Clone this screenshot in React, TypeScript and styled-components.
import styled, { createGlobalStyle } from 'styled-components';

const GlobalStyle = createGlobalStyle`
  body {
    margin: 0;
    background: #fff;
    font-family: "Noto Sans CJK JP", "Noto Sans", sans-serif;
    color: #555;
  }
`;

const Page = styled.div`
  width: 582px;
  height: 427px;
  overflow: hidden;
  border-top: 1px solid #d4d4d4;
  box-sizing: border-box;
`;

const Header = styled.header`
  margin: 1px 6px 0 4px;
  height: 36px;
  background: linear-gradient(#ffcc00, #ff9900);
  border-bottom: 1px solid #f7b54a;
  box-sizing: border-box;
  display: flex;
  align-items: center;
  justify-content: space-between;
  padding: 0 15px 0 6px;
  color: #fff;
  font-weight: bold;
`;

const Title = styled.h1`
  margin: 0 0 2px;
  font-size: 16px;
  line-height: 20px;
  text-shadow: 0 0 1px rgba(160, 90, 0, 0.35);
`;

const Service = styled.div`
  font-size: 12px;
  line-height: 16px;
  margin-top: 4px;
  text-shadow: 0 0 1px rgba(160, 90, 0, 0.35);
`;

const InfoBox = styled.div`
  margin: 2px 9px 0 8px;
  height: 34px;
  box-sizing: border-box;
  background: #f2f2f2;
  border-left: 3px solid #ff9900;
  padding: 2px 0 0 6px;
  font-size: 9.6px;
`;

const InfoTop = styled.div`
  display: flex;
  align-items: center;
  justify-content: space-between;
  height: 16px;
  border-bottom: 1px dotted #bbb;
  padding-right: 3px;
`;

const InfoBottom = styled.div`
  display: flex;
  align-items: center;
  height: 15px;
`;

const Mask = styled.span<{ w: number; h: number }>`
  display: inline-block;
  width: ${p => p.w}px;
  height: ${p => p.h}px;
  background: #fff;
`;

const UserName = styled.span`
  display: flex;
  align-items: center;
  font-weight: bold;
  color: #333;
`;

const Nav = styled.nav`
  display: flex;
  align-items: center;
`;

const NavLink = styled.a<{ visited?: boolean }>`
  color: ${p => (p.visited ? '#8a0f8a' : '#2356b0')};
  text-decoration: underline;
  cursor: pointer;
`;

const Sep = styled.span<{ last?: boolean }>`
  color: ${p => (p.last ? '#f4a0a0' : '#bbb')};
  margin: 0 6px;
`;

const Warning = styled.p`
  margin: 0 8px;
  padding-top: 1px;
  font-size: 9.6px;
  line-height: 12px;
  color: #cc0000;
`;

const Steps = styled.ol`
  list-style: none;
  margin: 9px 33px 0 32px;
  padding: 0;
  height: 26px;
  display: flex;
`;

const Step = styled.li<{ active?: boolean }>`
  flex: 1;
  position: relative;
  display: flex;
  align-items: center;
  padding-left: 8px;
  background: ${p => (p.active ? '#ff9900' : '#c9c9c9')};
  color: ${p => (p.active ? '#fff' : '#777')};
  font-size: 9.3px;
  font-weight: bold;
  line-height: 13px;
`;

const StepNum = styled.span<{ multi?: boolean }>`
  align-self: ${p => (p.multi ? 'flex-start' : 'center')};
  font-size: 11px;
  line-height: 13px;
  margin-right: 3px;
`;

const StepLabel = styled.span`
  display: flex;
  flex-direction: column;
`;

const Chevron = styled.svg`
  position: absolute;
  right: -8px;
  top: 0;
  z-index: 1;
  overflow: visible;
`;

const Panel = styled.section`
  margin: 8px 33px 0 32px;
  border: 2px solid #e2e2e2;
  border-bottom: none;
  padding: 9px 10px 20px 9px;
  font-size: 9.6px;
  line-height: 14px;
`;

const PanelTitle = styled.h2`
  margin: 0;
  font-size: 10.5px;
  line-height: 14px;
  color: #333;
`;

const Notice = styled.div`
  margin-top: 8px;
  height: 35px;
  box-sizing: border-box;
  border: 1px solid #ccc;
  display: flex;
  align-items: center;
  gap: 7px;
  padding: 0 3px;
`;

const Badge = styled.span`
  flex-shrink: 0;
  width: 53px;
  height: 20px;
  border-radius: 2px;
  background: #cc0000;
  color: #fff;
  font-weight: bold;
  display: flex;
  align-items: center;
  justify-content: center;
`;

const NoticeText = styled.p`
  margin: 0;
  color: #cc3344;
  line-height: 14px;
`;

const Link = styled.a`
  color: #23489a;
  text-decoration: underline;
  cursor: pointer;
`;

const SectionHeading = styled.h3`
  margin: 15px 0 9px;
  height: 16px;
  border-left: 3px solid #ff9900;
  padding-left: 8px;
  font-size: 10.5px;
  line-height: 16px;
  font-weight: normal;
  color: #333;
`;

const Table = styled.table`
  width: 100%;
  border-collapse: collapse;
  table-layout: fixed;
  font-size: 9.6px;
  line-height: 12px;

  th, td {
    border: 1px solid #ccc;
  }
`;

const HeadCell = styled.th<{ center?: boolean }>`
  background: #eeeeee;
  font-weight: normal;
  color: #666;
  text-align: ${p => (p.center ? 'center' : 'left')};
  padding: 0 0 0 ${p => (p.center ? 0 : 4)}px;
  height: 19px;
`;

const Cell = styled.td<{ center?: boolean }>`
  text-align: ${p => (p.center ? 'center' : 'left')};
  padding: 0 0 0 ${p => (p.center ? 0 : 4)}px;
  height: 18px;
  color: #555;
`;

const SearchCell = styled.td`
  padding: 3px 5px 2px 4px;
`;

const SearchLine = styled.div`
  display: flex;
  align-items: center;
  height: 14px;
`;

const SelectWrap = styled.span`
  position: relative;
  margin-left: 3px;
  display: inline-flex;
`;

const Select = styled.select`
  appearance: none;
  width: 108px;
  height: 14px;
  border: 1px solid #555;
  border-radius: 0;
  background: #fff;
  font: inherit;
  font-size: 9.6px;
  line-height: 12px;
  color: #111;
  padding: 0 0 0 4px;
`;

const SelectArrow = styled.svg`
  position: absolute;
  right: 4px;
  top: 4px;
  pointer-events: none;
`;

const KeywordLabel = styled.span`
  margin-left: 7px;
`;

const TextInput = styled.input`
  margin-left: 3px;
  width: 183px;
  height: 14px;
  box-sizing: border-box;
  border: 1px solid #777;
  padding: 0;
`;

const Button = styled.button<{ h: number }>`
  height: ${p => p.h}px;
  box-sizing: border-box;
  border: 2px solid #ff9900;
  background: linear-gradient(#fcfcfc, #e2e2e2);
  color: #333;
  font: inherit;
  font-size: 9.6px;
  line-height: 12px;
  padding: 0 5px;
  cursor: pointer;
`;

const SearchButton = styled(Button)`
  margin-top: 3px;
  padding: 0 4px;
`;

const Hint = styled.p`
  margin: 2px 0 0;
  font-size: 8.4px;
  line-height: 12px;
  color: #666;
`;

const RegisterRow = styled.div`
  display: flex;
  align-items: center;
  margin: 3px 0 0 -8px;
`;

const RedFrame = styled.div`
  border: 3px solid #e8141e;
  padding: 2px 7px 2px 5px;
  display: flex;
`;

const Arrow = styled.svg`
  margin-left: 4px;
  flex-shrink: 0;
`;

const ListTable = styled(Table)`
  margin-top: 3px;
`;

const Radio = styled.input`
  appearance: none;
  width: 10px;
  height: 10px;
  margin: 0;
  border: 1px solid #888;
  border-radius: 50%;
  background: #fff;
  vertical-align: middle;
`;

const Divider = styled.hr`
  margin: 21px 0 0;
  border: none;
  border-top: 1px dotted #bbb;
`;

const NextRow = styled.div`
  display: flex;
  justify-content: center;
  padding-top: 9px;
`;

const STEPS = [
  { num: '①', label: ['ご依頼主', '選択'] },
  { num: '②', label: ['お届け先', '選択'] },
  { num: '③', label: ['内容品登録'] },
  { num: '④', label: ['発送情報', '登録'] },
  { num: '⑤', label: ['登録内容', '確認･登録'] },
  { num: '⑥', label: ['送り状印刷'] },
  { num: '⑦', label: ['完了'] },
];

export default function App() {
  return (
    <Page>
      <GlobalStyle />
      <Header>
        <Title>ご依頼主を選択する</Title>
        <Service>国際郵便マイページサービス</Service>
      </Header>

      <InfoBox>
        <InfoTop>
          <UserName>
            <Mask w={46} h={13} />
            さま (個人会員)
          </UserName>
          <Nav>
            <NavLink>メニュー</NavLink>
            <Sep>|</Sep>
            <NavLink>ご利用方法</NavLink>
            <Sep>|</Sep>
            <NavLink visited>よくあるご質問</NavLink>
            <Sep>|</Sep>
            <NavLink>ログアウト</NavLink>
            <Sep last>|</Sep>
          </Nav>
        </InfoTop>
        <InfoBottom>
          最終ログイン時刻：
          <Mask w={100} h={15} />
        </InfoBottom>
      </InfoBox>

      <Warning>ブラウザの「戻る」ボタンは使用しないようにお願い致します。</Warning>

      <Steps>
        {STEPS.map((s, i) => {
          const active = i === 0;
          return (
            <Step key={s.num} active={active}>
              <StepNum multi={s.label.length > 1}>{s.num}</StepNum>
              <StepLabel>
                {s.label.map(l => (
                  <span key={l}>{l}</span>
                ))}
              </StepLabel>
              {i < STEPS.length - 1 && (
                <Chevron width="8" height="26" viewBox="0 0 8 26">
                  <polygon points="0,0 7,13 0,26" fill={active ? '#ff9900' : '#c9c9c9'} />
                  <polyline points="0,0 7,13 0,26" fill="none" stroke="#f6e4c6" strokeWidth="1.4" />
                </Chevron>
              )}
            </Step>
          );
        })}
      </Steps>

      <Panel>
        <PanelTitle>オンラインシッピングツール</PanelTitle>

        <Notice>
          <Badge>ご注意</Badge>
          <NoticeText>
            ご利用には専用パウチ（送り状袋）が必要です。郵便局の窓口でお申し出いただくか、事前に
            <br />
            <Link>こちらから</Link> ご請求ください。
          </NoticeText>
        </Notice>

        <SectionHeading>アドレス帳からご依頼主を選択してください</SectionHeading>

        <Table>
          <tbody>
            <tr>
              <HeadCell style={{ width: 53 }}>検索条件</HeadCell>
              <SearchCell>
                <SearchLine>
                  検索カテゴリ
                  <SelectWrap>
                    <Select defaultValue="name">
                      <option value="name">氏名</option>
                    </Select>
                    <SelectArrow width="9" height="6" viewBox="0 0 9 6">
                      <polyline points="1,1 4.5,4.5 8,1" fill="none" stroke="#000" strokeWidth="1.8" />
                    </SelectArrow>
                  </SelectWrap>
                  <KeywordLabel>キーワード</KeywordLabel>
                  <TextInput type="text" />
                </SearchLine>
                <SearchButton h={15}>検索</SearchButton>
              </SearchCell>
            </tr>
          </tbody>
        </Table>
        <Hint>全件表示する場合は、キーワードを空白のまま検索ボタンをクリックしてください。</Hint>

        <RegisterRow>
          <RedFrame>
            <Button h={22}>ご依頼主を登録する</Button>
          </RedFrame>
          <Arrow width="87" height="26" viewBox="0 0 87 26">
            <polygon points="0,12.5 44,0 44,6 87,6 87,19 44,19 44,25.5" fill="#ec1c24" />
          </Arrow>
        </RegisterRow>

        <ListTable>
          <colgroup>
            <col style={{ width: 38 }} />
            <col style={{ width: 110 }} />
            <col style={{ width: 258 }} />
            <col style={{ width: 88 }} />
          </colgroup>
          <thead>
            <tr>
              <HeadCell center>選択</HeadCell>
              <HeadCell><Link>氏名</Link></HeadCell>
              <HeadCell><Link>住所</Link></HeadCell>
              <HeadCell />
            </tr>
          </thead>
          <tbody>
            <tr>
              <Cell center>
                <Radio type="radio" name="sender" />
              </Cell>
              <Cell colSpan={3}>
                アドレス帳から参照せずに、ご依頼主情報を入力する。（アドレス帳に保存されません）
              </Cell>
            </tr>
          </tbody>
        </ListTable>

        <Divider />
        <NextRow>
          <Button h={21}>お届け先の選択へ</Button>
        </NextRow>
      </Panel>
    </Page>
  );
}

☆ ☆ ☆ ☆ ☆ ☆ ☆

■ **AIM OF THE TASK**
Select and copy every line of the listing with the word "components".

■ **THE OUTPUT**
Clone this screenshot in React, TypeScript and styled-components.
import styled, { createGlobalStyle } from 'styled-components';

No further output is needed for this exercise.